As he thinks about this, he muses, what have I ever asked from you except simple friendship: “Have I ever said, `Give something on my behalf, pay a ransom for me from your wealth, deliver me from the hand of the enemy, ransom me from the clutches of the ruthless’?” (v.22,23). Had he ever made demands of them that required them to pay out, or come to his aid against enemies? No, never. He only asked for simple, accepting friendship. Look, he says, I’m open for you to show me if I am genuinely wrong: “Teach me, and I will be quiet; show me where I have been wrong.” (v.24). I realise that honest words can be painful, but I’ve listened to what you’ve said and you prove nothing: “How painful are honest words! But what do your arguments prove?” (v.25) Why are you bothering to try and correct the words of a despairing man, words which you want to write off as just meaningless like wind : “Do you mean to correct what I say, and treat the words of a despairing man as wind?” (v.26). This seems so heartless that you give me the impression that, “You would even cast lots for the fatherless and barter away your friend.” (v.27).

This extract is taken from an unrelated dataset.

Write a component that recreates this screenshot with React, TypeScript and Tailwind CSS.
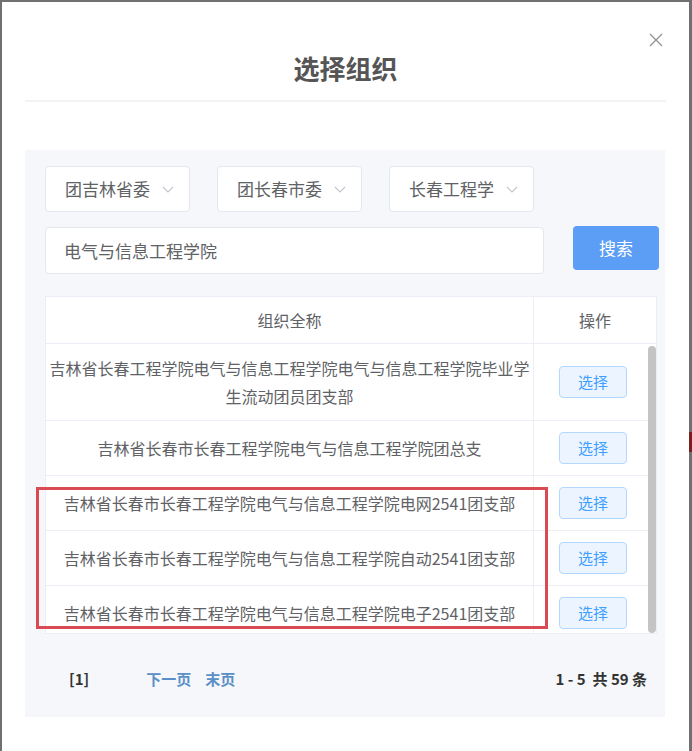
import React from 'react';

const rows = [
  '吉林省长春工程学院电气与信息工程学院电气与信息工程学院毕业学生流动团员团支部',
  '吉林省长春市长春工程学院电气与信息工程学院团总支',
  '吉林省长春市长春工程学院电气与信息工程学院电网2541团支部',
  '吉林省长春市长春工程学院电气与信息工程学院自动2541团支部',
  '吉林省长春市长春工程学院电气与信息工程学院电子2541团支部',
];

const selects = ['团吉林省委', '团长春市委', '长春工程学院'];

const Chevron = () => (
  <svg width="12" height="12" viewBox="0 0 12 12" fill="none" stroke="#c0c4cc" strokeWidth="1.1" className="ml-[12px] shrink-0">
    <path d="M1 4l5 5 5-5" />
  </svg>
);

const App: React.FC = () => {
  return (
    <div
      className="relative w-[692px] h-[751px] overflow-hidden bg-[#707070]"
      style={{ fontFamily: '"Noto Sans CJK SC", "Noto Sans", sans-serif' }}
    >
      {/* page behind the modal, peeking at the right edge */}
      <div className="absolute right-0 top-[432px] w-[3px] h-[20px] bg-[#7a1f1f]" />

      <div className="relative ml-[2px] mt-[2px] w-[687px] h-[749px] bg-white">
        <button className="absolute left-[646px] top-[30px] w-[16px] h-[16px] flex items-center justify-center">
          <svg width="14" height="14" viewBox="0 0 14 14" stroke="#909399" strokeWidth="1.3">
            <path d="M1 1l12 12M13 1L1 13" />
          </svg>
        </button>

        <div className="pt-[48px] h-[98px] text-center text-[26px] font-bold text-[#555] leading-[36px]">
          选择组织
        </div>
        <div className="mx-[23px] h-[2px] bg-[#f2f3f5]" />

        <div className="mx-[23px] mt-[48px] w-[640px] h-[567px] bg-[#f5f7fa] pl-[20px] pr-[6px] pt-[16px]">
          <div className="flex gap-[27px]">
            {selects.map((s) => (
              <div
                key={s}
                className="w-[145px] h-[46px] bg-white border border-[#e4e7ed] rounded-[4px] flex items-center pl-[19px] pr-[15px]"
              >
                <span className="flex-1 min-w-0 overflow-hidden whitespace-nowrap text-[17px] text-[#606266]">{s}</span>
                <Chevron />
              </div>
            ))}
          </div>

          <div className="flex items-start mt-[15px]">
            <div className="w-[499px] h-[47px] bg-white border border-[#e4e7ed] rounded-[4px] flex items-center pl-[18px] text-[17px] text-[#606266]">
              电气与信息工程学院
            </div>
            <button className="ml-[29px] -mt-[1px] w-[86px] h-[44px] rounded-[4px] bg-[#5c9df5] text-white text-[17px]">
              搜索
            </button>
          </div>

          <div className="mt-[22px] w-[612px] bg-white border border-[#ebeef5]">
            <div className="flex h-[47px] border-b border-[#ebeef5] text-[16px] text-[#606266]">
              <div className="w-[488px] flex items-center justify-center border-r border-[#ebeef5]">组织全称</div>
              <div className="flex-1 flex items-center justify-center">操作</div>
            </div>
            <div className="relative h-[289px] overflow-hidden">
              {rows.map((r, i) => (
                <div
                  key={i}
                  className={`flex border-b border-[#ebeef5] text-[16px] text-[#606266] ${
                    i === 0 ? 'h-[77px]' : 'h-[55px]'
                  }`}
                >
                  <div className="w-[488px] flex items-center justify-center text-center border-r border-[#ebeef5] leading-[28px]">
                    {r}
                  </div>
                  <div className="flex-1 flex items-center justify-center pr-[4px]">
                    <button className="w-[68px] h-[32px] rounded-[4px] bg-[#ecf5ff] border border-[#b3d8ff] text-[#409eff] text-[15px]">
                      选择
                    </button>
                  </div>
                </div>
              ))}
              <div className="absolute right-0 top-[2px] bottom-[0px] w-[8px] rounded-[4px] bg-[#c4c4c4]" />
            </div>
          </div>

          <div className="flex items-center mt-[34px] pl-[24px] pr-[12px] text-[15px] font-bold">
            <span className="text-[#333]">[1]</span>
            <span className="ml-[57px] text-[#5b8fc7]">下一页</span>
            <span className="ml-[14px] text-[#5b8fc7]">末页</span>
            <span className="ml-auto text-[#333]">1 - 5&nbsp; 共 59 条</span>
          </div>
        </div>
      </div>

      {/* highlight annotation */}
      <div className="absolute left-[36px] top-[487px] w-[512px] h-[142px] border-[3px] border-[#d94a52]" />
    </div>
  );
};

export default App;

And then he makes a final plea: “But now be so kind as to look at me. Would I lie to your face?” (v.28) Please, look me in the face. I’m trying to be honest, I wouldn’t lie to you, I would tell you if I had sinned (implied). He goes on, “Relent, do not be unjust; reconsider, for my integrity is at stake.” (v.29). Please, step back from this stand you’ve taken against me, be fair, because this is my integrity and my reputation you are talking about here. And finally, “Is there any wickedness on my lips? Can my mouth not discern malice?” (v.30) Please, listen carefully. Am I saying anything that is patently wicked? Have I not always been careful what I say, please be gentle with me!

These are the pleas of this man of integrity whose only ‘sin’ is to be in the midst of immense suffering for apparently no reason. The reason, as we had the privilege of seeing, is that he is going through God’s testing process, but it’s a process that doesn’t only test him; it also tests his three friends! If we are such a ‘friend’ we need to realise that when our friends are in trouble, it is also a test for us!